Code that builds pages
======
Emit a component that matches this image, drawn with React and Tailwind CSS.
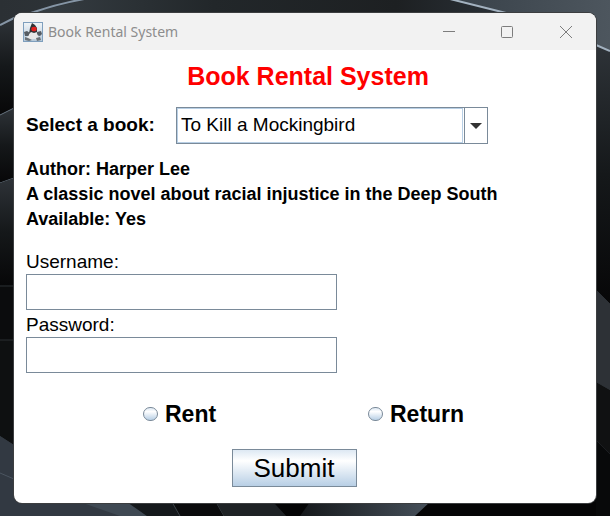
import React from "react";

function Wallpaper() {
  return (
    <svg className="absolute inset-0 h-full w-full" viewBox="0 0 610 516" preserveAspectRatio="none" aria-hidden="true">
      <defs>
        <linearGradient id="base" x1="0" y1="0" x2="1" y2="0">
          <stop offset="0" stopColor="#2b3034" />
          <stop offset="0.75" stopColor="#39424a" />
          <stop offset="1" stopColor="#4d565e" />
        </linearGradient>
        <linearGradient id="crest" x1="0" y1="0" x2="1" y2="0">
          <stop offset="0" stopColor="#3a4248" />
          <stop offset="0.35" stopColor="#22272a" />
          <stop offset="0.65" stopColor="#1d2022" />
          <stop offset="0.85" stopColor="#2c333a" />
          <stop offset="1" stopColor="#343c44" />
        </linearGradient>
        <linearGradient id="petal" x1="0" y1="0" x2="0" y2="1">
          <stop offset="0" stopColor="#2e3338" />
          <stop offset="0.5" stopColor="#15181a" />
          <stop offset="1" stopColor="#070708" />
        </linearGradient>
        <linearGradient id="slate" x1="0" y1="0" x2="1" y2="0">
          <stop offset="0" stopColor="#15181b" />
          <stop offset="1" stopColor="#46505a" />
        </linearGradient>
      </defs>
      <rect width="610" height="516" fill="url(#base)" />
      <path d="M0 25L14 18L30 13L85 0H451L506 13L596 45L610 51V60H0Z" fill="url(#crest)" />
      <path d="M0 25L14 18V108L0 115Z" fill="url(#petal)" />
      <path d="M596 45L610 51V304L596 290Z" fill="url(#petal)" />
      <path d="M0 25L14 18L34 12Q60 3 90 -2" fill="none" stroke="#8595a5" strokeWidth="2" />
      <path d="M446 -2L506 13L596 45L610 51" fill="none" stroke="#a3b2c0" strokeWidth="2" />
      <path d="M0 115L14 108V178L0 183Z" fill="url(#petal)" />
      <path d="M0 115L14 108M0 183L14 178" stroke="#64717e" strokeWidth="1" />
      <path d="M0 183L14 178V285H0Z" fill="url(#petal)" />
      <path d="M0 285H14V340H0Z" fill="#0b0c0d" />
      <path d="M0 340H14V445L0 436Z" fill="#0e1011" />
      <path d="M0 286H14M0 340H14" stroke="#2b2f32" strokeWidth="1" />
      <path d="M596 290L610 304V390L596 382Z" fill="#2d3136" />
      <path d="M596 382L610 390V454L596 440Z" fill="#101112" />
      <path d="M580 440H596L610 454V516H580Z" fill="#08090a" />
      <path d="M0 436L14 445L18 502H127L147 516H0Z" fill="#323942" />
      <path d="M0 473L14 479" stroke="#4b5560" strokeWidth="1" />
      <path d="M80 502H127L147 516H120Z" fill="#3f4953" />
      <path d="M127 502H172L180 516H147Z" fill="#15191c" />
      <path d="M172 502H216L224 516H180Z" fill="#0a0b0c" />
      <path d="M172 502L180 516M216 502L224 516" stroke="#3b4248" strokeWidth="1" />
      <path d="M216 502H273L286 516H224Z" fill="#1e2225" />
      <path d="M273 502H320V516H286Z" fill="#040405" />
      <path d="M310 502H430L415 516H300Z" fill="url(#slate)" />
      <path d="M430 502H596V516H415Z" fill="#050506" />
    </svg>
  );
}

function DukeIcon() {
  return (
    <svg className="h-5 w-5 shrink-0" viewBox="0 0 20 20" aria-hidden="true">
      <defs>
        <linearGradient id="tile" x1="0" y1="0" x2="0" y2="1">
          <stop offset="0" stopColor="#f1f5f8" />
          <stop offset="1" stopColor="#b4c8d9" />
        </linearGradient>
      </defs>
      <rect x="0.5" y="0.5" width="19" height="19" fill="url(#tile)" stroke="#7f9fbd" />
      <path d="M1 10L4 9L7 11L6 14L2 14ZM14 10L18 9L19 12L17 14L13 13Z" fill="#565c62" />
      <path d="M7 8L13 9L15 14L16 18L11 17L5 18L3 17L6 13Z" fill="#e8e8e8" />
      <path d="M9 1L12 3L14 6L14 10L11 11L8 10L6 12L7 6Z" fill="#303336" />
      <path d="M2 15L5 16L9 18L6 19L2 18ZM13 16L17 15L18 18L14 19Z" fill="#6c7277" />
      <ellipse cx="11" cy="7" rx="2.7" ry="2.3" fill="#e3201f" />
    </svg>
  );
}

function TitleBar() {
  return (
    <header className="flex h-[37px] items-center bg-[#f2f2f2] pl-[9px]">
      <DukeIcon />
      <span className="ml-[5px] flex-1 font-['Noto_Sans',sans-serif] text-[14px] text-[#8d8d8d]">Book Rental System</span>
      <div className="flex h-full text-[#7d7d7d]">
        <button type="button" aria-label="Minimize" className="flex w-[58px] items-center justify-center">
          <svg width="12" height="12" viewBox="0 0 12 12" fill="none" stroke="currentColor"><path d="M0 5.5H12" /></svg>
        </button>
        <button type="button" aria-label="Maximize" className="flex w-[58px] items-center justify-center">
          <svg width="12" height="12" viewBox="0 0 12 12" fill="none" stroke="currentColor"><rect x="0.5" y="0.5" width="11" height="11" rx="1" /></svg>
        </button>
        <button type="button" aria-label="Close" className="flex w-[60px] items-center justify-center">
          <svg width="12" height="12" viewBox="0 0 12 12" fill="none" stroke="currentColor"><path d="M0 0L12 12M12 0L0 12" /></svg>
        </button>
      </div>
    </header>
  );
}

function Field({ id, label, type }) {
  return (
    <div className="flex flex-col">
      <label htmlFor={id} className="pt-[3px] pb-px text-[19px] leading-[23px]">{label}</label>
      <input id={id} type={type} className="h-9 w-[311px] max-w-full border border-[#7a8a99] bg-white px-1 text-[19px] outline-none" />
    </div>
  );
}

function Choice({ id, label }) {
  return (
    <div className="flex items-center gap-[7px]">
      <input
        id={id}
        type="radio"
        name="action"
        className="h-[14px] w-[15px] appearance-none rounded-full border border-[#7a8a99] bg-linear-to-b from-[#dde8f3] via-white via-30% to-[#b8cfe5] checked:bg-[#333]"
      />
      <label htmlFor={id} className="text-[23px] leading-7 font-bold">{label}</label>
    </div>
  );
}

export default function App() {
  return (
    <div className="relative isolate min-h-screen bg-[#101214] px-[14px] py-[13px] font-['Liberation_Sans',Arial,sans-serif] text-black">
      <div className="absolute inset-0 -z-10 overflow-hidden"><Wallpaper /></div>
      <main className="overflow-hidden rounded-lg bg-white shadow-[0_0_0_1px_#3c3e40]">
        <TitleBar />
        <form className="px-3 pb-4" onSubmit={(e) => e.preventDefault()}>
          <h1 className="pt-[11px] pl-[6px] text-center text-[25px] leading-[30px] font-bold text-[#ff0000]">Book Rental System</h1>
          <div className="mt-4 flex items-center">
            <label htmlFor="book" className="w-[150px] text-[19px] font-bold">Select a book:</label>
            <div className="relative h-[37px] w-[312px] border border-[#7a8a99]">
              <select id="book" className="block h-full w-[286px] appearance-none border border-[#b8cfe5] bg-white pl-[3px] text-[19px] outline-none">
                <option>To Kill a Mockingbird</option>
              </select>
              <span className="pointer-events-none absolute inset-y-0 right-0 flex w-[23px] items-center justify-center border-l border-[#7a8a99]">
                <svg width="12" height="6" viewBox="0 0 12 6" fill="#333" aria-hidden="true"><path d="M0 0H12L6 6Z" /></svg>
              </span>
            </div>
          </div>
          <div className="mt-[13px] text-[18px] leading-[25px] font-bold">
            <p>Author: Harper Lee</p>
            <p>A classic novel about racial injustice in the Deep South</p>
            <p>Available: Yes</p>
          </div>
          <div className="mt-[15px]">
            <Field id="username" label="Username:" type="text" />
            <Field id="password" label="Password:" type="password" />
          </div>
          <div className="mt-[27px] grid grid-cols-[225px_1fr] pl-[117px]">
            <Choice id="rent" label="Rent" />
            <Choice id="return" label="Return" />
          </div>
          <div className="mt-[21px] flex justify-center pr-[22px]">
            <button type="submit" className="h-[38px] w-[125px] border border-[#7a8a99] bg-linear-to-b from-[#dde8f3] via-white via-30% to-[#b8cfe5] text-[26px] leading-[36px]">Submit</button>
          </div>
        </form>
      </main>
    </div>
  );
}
======
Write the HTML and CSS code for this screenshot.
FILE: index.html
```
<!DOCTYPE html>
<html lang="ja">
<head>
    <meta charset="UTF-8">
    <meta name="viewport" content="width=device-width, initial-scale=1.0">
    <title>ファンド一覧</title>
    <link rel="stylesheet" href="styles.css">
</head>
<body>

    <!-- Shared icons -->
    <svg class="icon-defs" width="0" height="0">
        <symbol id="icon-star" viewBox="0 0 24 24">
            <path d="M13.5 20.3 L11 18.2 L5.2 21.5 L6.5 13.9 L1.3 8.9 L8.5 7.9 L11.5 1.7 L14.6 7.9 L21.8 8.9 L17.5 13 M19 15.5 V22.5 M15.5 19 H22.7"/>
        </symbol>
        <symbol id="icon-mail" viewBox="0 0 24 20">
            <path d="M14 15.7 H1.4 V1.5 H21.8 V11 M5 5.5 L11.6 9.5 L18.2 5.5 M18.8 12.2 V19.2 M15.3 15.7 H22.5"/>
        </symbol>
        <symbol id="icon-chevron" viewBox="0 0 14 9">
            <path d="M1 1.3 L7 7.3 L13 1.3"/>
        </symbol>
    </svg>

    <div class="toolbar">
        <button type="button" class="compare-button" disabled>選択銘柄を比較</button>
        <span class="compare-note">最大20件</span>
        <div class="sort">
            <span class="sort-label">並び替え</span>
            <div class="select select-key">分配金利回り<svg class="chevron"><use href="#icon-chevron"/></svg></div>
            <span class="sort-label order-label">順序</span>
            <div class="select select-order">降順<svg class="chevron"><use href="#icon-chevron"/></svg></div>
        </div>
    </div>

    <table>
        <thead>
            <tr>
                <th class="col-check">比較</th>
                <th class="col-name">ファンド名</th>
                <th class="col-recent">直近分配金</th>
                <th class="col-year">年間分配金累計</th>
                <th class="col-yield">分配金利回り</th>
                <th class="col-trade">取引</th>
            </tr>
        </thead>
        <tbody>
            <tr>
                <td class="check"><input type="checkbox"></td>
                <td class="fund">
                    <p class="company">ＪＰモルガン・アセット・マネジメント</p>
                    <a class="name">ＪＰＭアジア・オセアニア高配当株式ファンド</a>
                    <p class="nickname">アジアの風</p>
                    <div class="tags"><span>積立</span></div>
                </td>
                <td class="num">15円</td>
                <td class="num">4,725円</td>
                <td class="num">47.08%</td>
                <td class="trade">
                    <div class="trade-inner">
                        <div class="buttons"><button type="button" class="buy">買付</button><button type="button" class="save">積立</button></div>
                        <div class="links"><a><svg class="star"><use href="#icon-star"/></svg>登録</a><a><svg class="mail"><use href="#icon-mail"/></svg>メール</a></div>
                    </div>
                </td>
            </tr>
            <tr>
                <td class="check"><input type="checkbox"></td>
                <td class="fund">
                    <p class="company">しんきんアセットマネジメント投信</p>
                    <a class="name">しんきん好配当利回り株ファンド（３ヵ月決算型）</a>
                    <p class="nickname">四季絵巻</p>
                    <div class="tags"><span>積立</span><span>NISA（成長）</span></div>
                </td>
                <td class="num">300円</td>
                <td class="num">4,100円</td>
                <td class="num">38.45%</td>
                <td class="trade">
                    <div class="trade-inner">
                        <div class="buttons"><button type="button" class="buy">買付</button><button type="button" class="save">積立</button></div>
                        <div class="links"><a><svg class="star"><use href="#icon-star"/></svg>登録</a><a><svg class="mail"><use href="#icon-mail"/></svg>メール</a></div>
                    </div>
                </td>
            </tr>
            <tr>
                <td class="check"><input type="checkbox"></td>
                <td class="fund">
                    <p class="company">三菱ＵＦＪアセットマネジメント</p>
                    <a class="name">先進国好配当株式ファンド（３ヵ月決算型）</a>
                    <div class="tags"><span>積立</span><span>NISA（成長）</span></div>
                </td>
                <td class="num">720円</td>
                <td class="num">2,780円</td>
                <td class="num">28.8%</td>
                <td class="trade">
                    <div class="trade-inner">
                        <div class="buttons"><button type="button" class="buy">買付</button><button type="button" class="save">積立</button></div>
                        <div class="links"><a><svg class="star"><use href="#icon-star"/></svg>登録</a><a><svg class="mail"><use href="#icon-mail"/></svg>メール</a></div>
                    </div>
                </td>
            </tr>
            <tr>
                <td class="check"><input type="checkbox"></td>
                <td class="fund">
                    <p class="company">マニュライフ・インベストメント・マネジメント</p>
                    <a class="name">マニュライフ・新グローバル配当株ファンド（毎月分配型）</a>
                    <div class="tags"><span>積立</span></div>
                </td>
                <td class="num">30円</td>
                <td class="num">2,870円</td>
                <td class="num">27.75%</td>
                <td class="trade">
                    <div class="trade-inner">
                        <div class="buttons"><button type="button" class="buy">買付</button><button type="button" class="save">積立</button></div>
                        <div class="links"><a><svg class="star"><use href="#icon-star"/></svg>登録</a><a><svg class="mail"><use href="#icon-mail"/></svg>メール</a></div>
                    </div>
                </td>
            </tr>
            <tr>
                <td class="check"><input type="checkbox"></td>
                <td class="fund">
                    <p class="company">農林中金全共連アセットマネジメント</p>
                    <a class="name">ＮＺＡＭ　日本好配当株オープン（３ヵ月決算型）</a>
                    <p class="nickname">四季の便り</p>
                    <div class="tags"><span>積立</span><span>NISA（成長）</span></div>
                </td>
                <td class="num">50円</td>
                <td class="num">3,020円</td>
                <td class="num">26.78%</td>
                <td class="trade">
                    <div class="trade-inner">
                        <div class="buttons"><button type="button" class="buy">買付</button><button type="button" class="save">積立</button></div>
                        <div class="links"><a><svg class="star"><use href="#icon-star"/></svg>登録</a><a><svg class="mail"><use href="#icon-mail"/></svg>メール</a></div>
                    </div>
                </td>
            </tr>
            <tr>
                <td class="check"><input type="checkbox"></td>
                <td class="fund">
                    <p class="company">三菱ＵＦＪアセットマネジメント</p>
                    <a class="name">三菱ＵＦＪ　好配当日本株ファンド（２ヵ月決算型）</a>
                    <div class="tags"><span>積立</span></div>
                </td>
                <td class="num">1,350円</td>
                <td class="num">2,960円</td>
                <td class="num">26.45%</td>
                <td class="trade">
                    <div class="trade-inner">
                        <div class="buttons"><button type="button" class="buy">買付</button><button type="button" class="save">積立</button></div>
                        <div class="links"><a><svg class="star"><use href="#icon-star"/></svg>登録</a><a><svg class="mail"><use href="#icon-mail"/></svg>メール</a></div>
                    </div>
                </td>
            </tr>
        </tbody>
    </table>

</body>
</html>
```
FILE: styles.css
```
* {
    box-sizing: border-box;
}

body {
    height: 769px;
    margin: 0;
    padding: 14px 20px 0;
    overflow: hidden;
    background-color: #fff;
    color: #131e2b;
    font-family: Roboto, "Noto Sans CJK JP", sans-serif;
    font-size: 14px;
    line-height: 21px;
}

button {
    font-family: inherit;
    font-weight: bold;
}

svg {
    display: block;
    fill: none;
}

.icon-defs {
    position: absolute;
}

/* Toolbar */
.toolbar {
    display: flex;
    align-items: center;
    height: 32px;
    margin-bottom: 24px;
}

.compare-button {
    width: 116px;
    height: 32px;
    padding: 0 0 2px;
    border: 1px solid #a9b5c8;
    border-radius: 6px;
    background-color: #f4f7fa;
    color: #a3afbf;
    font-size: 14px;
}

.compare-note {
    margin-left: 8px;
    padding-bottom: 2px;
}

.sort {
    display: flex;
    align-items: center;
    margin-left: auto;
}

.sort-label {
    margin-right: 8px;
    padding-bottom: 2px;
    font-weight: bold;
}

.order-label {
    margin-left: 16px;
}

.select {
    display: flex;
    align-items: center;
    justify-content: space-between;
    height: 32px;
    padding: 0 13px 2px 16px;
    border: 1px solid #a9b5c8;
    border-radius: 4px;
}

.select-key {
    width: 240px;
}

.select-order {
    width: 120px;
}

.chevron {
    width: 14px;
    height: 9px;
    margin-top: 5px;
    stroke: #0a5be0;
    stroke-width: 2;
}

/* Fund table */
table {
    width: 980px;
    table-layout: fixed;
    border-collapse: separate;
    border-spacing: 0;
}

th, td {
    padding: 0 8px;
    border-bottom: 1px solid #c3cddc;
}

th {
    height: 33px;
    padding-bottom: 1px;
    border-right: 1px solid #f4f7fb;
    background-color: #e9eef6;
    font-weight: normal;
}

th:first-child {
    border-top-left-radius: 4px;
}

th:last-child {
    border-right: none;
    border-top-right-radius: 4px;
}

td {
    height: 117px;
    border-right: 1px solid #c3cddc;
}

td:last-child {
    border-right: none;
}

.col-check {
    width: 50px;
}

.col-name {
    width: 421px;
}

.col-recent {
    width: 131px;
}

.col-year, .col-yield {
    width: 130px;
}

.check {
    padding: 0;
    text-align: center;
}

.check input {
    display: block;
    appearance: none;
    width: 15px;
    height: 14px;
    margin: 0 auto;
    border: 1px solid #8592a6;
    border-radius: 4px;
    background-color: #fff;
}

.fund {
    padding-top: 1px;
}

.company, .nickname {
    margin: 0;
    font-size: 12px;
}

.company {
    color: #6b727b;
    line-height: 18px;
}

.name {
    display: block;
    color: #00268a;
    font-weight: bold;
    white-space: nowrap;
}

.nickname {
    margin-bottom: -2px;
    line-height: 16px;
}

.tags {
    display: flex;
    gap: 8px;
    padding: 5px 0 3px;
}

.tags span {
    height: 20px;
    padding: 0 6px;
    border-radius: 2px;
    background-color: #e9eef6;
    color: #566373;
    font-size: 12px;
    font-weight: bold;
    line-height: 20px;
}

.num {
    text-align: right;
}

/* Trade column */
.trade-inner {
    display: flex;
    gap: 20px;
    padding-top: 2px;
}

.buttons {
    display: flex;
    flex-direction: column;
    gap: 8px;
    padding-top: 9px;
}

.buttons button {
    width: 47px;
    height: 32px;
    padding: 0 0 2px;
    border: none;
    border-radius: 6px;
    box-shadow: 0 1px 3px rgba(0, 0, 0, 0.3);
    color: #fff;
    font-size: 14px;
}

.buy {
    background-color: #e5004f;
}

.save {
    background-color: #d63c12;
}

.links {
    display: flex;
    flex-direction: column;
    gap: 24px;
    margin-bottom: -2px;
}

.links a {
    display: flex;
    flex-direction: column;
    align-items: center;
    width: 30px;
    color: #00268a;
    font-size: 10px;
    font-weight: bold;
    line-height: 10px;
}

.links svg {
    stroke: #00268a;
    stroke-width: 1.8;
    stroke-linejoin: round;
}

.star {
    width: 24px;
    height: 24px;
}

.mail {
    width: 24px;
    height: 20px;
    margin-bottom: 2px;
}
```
======
Pull every line containing "React" from the material above.

Emit a component that matches this image, drawn with React and Tailwind CSS.
import React from "react";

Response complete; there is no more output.